Pursuant to Reg BI, broker-dealers and their associated persons must satisfy their duty by complying with four specific obligations: a disclosure obligation, a care obligation, a conflict of interest obligation, and a compliance obligation. The care obligation requires broker-dealers and their associated persons to exercise reasonable diligence, care, and skill to understand the potential risks, rewards, and costs associated with recommending a securities transaction to a retail customer. The rule has no scienter or intent-based requirement; violations may be found in cases where the broker-dealer or associated person’s recommendation was negligent.

SEC v. Western International Securities, Inc.

The case against Western and its registered representatives is the first action the SEC has filed in federal court since Reg BI came into effect. The SEC’s complaint alleges that in 2020, Western and its registered representatives recommended and sold unrated corporate L bonds offered by GWG Holdings, Inc. (GWG) to certain retail investors and received commissions on those sales.
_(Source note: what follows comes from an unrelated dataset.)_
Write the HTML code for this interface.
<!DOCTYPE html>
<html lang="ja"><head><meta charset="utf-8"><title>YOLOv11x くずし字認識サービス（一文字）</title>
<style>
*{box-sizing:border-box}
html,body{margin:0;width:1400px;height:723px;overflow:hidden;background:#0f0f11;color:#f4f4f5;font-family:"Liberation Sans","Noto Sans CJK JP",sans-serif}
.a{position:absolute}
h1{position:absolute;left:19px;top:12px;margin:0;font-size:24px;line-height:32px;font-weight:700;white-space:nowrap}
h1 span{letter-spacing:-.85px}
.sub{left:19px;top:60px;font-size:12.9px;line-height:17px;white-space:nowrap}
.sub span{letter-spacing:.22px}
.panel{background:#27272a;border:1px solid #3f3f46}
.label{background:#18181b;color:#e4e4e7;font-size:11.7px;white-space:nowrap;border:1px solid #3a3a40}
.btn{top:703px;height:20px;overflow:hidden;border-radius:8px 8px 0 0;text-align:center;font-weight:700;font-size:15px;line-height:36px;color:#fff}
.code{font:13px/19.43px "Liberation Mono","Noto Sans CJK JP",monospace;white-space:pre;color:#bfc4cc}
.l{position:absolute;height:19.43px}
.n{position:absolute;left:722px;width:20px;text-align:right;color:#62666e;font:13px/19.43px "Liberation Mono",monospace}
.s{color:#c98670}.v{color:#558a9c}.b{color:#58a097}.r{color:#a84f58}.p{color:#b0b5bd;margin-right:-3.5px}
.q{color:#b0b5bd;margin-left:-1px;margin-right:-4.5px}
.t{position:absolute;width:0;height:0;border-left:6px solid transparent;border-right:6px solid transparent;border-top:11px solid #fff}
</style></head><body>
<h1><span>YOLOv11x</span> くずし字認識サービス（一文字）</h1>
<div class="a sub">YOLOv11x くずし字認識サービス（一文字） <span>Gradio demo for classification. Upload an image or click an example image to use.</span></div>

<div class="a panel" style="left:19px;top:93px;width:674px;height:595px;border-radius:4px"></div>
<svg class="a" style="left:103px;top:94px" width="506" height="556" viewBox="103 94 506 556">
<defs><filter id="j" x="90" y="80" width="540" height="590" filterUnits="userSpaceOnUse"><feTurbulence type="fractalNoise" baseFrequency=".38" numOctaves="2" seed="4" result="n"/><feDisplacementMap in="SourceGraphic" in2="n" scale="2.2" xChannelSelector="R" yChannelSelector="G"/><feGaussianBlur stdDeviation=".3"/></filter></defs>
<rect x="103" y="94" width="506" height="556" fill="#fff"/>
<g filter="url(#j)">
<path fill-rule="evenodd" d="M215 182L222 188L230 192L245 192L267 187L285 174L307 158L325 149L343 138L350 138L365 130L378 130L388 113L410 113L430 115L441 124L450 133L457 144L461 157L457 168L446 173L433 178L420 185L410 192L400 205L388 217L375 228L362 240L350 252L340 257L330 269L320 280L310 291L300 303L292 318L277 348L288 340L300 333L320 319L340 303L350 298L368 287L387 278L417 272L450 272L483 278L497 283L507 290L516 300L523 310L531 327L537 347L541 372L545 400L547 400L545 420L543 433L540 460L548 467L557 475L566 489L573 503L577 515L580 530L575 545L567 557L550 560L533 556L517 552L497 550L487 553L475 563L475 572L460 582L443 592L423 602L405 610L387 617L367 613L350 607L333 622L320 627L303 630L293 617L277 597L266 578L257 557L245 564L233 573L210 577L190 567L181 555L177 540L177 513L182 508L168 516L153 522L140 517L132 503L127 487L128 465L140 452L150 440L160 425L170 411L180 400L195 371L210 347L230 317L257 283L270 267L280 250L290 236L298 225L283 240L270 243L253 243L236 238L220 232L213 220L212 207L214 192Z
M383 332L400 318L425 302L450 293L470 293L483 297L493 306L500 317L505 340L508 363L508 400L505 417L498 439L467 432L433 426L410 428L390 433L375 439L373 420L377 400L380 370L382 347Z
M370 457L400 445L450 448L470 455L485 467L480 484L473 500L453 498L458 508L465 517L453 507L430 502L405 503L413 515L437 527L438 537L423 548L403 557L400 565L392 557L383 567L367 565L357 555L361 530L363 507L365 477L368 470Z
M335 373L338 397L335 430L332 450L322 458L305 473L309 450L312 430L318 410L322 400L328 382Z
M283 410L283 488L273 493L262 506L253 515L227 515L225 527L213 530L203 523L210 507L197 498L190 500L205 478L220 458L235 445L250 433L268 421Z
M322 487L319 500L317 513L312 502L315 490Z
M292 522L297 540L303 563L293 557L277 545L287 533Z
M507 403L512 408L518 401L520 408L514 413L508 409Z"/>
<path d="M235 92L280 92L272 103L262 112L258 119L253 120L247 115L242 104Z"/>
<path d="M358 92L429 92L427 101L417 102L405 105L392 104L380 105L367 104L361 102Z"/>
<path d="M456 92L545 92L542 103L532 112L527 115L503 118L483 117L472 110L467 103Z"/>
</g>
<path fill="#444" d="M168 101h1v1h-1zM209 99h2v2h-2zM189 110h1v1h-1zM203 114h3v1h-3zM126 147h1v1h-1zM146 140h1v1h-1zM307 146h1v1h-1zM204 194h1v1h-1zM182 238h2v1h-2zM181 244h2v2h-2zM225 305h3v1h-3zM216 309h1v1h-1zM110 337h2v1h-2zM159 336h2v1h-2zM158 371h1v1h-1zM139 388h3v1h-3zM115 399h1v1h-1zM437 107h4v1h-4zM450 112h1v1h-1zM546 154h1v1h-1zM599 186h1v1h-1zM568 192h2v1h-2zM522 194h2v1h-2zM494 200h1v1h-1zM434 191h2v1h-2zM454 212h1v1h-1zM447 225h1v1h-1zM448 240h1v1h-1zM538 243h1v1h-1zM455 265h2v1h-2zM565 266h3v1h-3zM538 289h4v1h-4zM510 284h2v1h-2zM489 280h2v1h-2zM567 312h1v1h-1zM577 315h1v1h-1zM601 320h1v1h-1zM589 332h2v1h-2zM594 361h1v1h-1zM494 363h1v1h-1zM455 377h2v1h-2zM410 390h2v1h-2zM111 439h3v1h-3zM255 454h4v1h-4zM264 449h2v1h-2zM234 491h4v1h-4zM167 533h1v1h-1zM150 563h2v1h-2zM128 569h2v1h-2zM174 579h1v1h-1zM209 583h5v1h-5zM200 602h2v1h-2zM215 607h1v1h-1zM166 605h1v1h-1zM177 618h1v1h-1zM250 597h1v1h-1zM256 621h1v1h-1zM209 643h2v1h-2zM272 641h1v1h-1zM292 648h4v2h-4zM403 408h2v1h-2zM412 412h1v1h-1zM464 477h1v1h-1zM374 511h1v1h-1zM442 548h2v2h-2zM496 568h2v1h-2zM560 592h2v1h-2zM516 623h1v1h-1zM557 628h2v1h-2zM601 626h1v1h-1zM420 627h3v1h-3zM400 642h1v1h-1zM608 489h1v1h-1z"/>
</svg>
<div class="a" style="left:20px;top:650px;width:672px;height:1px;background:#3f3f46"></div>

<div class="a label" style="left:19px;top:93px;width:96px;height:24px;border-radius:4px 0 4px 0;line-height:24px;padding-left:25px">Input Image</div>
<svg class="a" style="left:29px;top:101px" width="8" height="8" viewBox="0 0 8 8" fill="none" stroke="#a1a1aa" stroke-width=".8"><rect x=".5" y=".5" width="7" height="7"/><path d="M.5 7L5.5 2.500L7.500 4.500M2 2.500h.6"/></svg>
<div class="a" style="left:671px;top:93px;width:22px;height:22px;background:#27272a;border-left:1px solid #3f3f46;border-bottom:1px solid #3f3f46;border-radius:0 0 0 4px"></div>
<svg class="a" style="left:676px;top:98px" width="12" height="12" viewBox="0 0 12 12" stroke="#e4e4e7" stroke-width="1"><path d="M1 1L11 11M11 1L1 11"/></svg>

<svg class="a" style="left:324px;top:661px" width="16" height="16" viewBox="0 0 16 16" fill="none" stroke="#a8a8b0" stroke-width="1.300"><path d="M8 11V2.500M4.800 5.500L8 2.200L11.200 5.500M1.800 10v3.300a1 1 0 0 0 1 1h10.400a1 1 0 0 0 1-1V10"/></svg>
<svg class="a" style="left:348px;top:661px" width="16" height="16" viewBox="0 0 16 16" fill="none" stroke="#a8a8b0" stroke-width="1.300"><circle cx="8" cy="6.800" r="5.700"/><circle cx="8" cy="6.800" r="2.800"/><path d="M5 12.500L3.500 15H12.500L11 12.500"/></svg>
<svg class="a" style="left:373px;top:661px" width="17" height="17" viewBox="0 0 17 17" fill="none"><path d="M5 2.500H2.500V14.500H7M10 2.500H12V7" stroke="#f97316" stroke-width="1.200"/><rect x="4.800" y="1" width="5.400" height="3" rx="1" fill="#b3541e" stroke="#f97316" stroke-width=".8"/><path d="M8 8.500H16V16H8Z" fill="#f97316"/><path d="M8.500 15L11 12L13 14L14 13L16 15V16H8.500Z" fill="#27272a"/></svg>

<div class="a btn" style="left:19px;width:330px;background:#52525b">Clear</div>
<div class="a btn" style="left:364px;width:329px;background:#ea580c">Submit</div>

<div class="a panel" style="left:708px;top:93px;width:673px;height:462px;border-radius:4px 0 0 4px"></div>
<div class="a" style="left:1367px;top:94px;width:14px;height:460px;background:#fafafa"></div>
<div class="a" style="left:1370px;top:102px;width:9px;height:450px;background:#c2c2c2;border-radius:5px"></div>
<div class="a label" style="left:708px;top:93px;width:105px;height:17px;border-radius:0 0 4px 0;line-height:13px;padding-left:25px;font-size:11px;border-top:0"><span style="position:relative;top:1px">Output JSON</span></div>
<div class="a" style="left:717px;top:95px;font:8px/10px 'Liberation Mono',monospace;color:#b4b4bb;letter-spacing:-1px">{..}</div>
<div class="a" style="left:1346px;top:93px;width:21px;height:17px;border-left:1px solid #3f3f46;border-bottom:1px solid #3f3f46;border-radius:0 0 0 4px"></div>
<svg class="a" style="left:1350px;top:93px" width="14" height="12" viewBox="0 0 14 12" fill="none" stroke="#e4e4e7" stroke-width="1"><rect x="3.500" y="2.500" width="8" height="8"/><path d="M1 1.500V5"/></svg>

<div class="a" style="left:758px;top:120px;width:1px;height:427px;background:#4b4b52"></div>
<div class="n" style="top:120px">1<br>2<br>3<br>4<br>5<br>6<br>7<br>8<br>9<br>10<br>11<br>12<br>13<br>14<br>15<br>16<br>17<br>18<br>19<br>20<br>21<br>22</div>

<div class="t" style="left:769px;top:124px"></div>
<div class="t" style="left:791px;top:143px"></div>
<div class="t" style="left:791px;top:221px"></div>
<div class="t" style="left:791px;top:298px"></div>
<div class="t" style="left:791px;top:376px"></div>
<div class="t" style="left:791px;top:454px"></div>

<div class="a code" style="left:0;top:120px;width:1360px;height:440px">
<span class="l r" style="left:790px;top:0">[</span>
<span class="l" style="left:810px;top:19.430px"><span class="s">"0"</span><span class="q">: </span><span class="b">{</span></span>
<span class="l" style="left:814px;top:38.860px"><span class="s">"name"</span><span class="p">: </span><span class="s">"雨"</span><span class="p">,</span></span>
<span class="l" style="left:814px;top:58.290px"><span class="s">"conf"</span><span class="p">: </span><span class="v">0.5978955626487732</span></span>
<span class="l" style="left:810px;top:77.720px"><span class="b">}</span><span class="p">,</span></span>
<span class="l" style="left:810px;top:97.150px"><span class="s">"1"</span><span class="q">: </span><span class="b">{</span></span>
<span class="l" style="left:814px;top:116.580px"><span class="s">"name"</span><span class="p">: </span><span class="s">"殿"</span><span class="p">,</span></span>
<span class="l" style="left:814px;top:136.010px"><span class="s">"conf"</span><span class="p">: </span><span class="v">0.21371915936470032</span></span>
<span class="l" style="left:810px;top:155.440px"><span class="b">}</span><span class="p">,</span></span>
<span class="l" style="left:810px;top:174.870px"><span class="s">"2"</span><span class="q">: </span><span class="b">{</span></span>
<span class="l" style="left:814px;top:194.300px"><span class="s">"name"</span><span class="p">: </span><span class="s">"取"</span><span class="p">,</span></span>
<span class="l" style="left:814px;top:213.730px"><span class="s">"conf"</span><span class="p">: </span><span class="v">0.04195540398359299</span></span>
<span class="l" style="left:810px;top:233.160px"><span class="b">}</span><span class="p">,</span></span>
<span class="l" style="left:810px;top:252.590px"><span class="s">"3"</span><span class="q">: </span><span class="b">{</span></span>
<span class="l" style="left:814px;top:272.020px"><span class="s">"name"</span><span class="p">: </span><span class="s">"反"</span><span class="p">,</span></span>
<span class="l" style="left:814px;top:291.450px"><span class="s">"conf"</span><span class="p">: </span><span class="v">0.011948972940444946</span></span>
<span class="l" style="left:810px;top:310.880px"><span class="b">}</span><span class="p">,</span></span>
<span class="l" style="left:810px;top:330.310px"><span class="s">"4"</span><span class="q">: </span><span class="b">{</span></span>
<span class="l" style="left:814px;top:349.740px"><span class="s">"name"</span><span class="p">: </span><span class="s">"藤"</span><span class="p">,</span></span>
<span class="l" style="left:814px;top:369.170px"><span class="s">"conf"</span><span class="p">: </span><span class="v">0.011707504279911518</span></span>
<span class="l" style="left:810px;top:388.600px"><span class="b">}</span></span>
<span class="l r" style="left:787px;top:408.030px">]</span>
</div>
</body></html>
As described by GWG in its prospectus for the bonds at issue, the bonds were illiquid, high-risk, speculative investments suitable only for investors with significant financial resources who were not seeking liquidity in this investment.   
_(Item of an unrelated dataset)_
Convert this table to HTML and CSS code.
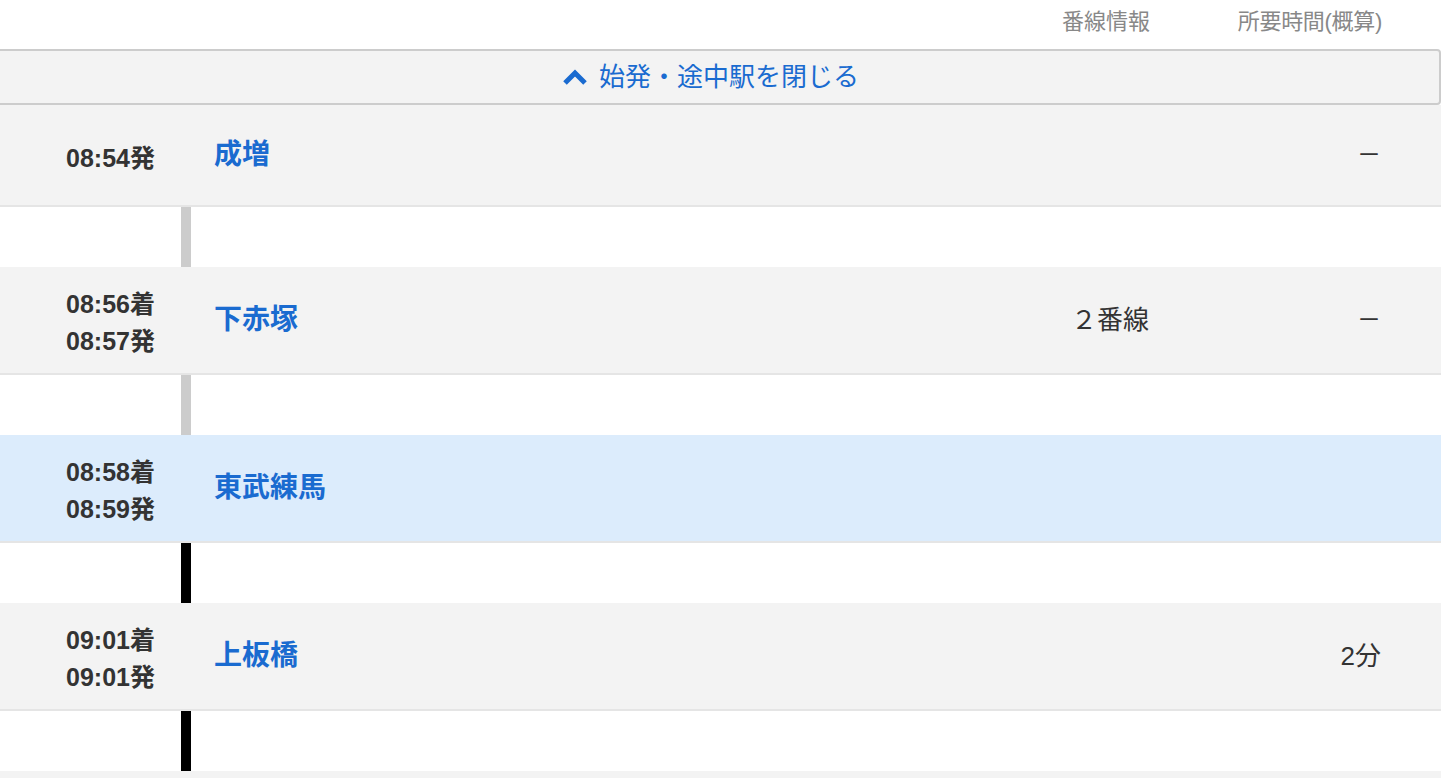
FILE: index.html
```html
<!DOCTYPE html>
<html lang="ja">
<head>
<meta charset="utf-8">
<title>停車駅</title>
<link rel="stylesheet" href="styles.css">
</head>
<body>
<div class="page">
  <div class="head">
    <span class="h-platform">番線情報</span>
    <span class="h-duration">所要時間(概算)</span>
  </div>
  <button class="toggle" type="button">
    <svg class="chev" width="26" height="16" viewBox="0 0 26 16"><polyline points="3,14 13,4 23,14" fill="none" stroke="#1a6bd0" stroke-width="5" stroke-linejoin="miter"/></svg>
    <span>始発・途中駅を閉じる</span>
  </button>

  <div class="row">
    <div class="time"><div>08:54発</div></div>
    <div class="name">成増</div>
    <div class="platform"></div>
    <div class="duration"><span class="dash">－</span></div>
  </div>
  <div class="link"><span class="bar gray"></span></div>

  <div class="row">
    <div class="time"><div>08:56着</div><div>08:57発</div></div>
    <div class="name">下赤塚</div>
    <div class="platform">２番線</div>
    <div class="duration"><span class="dash">－</span></div>
  </div>
  <div class="link"><span class="bar gray"></span></div>

  <div class="row current">
    <div class="time"><div>08:58着</div><div>08:59発</div></div>
    <div class="name">東武練馬</div>
    <div class="platform"></div>
    <div class="duration"></div>
  </div>
  <div class="link"><span class="bar black"></span></div>

  <div class="row">
    <div class="time"><div>09:01着</div><div>09:01発</div></div>
    <div class="name">上板橋</div>
    <div class="platform"></div>
    <div class="duration">2分</div>
  </div>
  <div class="link"><span class="bar black"></span></div>

  <div class="row-tail"></div>
</div>
</body>
</html>
```

FILE: styles.css
```css
* { box-sizing: border-box; }
html, body {
  margin: 0;
  padding: 0;
  background: #fff;
  overflow: hidden;
}
body {
  font-family: "Liberation Sans", "Noto Sans CJK JP", sans-serif;
  color: #333;
}
.page {
  width: 1441px;
}
.head {
  height: 49px;
  display: flex;
  justify-content: flex-end;
  align-items: center;
  padding: 0 59px 11px 0;
  font-size: 22px;
  color: #888;
}
.h-platform {
  margin-right: 1px;
}
.h-duration {
  width: 231px;
  text-align: right;
  letter-spacing: -0.3px;
}
.toggle {
  display: flex;
  width: 1461px;
  height: 56px;
  margin: 0 0 0 -20px;
  padding: 0;
  align-items: center;
  justify-content: center;
  gap: 11px;
  background: #f3f3f3;
  border: 2px solid #cccccc;
  border-radius: 4px;
  font-family: inherit;
  font-size: 26px;
  color: #1a6bd0;
}
.toggle span { line-height: 1; }
.chev { display: block; }
.row {
  display: flex;
  align-items: center;
  min-height: 102px;
  padding: 16px 60px 16px 0;
  background: #f3f3f3;
  border-bottom: 2px solid #e5e5e5;
}
.row.current { background: #dcecfc; }
.time {
  width: 155px;
  text-align: right;
  font-weight: bold;
  font-size: 25px;
  line-height: 37px;
  color: #333;
  padding-top: 3px;
  margin-bottom: -3px;
}
.name {
  flex: 1;
  margin-left: 59px;
  font-weight: bold;
  font-size: 28px;
  line-height: 1;
  padding-bottom: 1px;
  color: #1a6bd0;
}
.platform {
  font-size: 26px;
  color: #333;
  padding-bottom: 6px;
}
.duration {
  width: 232px;
  text-align: right;
  font-size: 26px;
  color: #333;
  padding-bottom: 6px;
}
.dash {
  font-family: "Noto Sans CJK JP", sans-serif;
  font-size: 24px;
}
.link {
  height: 60px;
  display: flex;
  background: #fff;
}
.bar {
  width: 10px;
  margin-left: 181px;
}
.bar.gray { background: #cccccc; }
.bar.black { background: #000; }
.row-tail {
  height: 20px;
  background: #f3f3f3;
}
```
Nevertheless, the SEC alleges that Western and its representatives sold the bonds to customers with minimal financial resources, including to retirees who sought moderate to low-risk investments. In more than one instance, the registered representative allegedly brokered purchases that conflicted with the customer’s documented desires and, at other times, sold L bonds without verifying the customer’s financial ability to purchase the bond. In all cases, the representatives allegedly failed to detail how the investment served the customers’ best interests.

Importantly, GWG had offered L bonds in three separate bond offerings prior to the 2020 offering at issue. During those earlier bond offerings, GWG’s business model focused on acquiring life insurance policies in the secondary market. But in 2018–2019, shortly before the fourth bond offering, GWG switched to what seemed to be a riskier business model and began extending loans backed by cash flows from illiquid alternative investments. This switch went unnoticed by the registered representatives but, as described below, not by Western.
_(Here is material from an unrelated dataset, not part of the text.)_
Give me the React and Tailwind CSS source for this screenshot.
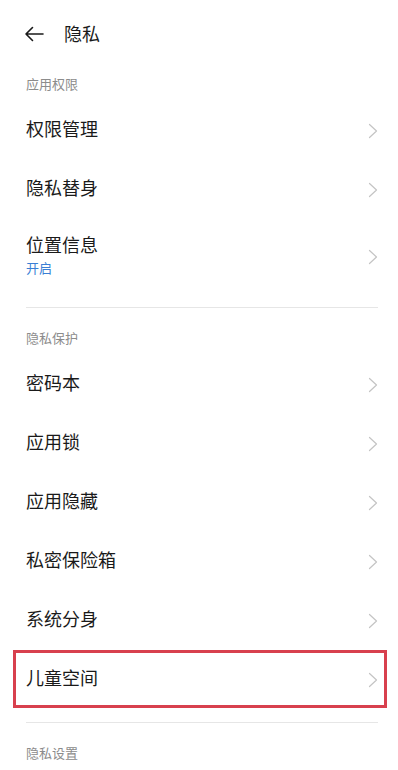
import React from "react";

const font = { fontFamily: '"Noto Sans CJK SC", "Noto Sans", sans-serif' };

const Chevron = () => (
  <svg width="10" height="16" viewBox="0 0 10 16" fill="none" className="shrink-0">
    <path d="M1.5 1.5L8.5 8L1.5 14.5" stroke="#c4c4c4" strokeWidth="1.2" strokeLinecap="round" strokeLinejoin="round" />
  </svg>
);

const Row = ({ title, sub, tall, boxed }) => (
  <div className={`relative flex items-center justify-between pl-[26px] pr-[20px] ${tall ? "h-[75px]" : "h-[59px]"}`}>
    <div className="flex flex-col mb-[5px]">
      <div className="text-[18px] leading-[24px] text-[#1a1a1a]">{title}</div>
      {sub && <div className="text-[13px] leading-[18px] mt-[3px] text-[#3a7fd5]">{sub}</div>}
    </div>
    <Chevron />
    {boxed && (
      <div className="absolute left-[13px] right-[11px] top-0 bottom-[1px] border-[3px] border-[#d8404e]" />
    )}
  </div>
);

const Section = ({ children, first }) => (
  <div className={`pl-[26px] text-[13px] leading-[18px] text-[#8c8c8c] ${first ? "pt-[7px] pb-[8px]" : "pt-[21px] pb-[8px]"}`}>
    {children}
  </div>
);

const Divider = () => (
  <div className="pt-[13px]">
    <div className="mx-[26px] mr-[20px] h-px bg-[#e6e6e6]" />
  </div>
);

export default function App() {
  return (
    <div className="w-[398px] h-[770px] bg-white overflow-hidden" style={font}>
      <div className="h-[68px] flex items-center pl-[24px]">
        <svg width="20" height="16" viewBox="0 0 20 16" fill="none">
          <path d="M19 8H2M8.5 1.5L2 8l6.5 6.5" stroke="#1a1a1a" strokeWidth="1.6" strokeLinecap="round" strokeLinejoin="round" />
        </svg>
        <div className="ml-[20px] mb-[2px] text-[18px] text-[#1a1a1a]">隐私</div>
      </div>

      <Section first>应用权限</Section>
      <Row title="权限管理" />
      <Row title="隐私替身" />
      <Row title="位置信息" sub="开启" tall />
      <Divider />

      <Section>隐私保护</Section>
      <Row title="密码本" />
      <Row title="应用锁" />
      <Row title="应用隐藏" />
      <Row title="私密保险箱" />
      <Row title="系统分身" />
      <Row title="儿童空间" boxed />
      <Divider />

      <Section>隐私设置</Section>
    </div>
  );
}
The SEC charged Western and each of the five registered representatives with violating Reg BI’s care obligation by failing to use reasonable diligence, care, and skill in recommending the L bonds and by recommending the bonds without a reasonable basis to believe they were in the customers’ best interests. For example, several of the individual defendants allegedly were unaware of publicly disclosed information about GWG’s new business model, assets, and profitability or the risk profile and collateral securing the 2020 L bonds.

The SEC also charged Western with violating Reg BI’s compliance obligation because its policies and procedures were deficient and not reasonably designed to ensure compliance with Reg BI’s care obligation. As the policies relate to the sales of L bonds, the SEC alleged that Western did not require registered representatives to take additional training on L bonds to learn about the recent changes to GWG’s business model, did not require the registered representatives recommending L bonds to receive or review a due diligence report prepared by Western’s chief compliance officer on GWG’s 2020 L bond issuance, and did not provide registered representatives any clear guidelines on who could invest in the 2020 L bonds through Western.

Aggressive Pursuit of Individuals

The SEC’s decision to charge the registered representatives in this first federal court action based on Reg BI seems aggressive in light of the alleged significant and overarching compliance and control failures attributable to Western. Indeed, the allegations indicate that Western was aware that GWG had moved to a higher-risk business model but inexplicably failed to inform and train many of its registered representatives of that fact. Furthermore, firm supervisors preapproved and signed off on the relevant bond purchases. Here are some other allegations of note:

  • Western’s CCO performed due diligence on GWG just prior to its June 2020 issuance of L bonds but didn’t share the results of the due diligence with the firm’s registered representatives or supervisors.
  • Western did not “set any criteria or thresholds for its customers to invest in L Bonds” or restrict the sale of those L bonds “to customers with certain risk profiles or investment objectives.”  
  • “Prior to recommending them to customers, Western required each of its registered representatives to take an online training course on L Bonds” but did not require them “to take L bond training on the current L Bond offering if they had already taken training [on earlier] issuances . . .” during which time GWG had employed a more conservative business model.  According to the SEC’s complaint, four of the five individual defendants opted out of training on the fourth bond issuance because they had taken the prior training.
  • The customers’ client agreement with Western, client disclosure forms, and GWG bond purchase form—which contained all of the relevant client information, including investment objectives, risk profile, investing knowledge, net worth, and the investment amount and percentage of net worth—were reviewed and signed by a Western supervisor.
  • The dollar amount of commissions earned by the individual defendants was modest. As alleged by the SEC, the registered representatives each received between $5,400 to $32,000 in total commissions for the sale of the L bonds.
  • In one instance, the SEC alleged that a registered representative defendant had relied on his client’s net worth representation, suggesting that the registered rep had an obligation to independently verify that representation.

Although the individuals appeared to have complied with Western’s specific procedures with respect to informing themselves about L bonds, the SEC still faults them for failing to take additional steps to ensure that they were adequately informed. Registered representatives should take notice. According to the SEC, neither minimum adherence to firm policies and procedures regarding a particular investment option nor approvals from supervisory review are enough—under Reg BI, registered representatives have their own individual and non-delegable duty to conduct an independent analysis to ensure that the products they recommend serve their clients’ best interests.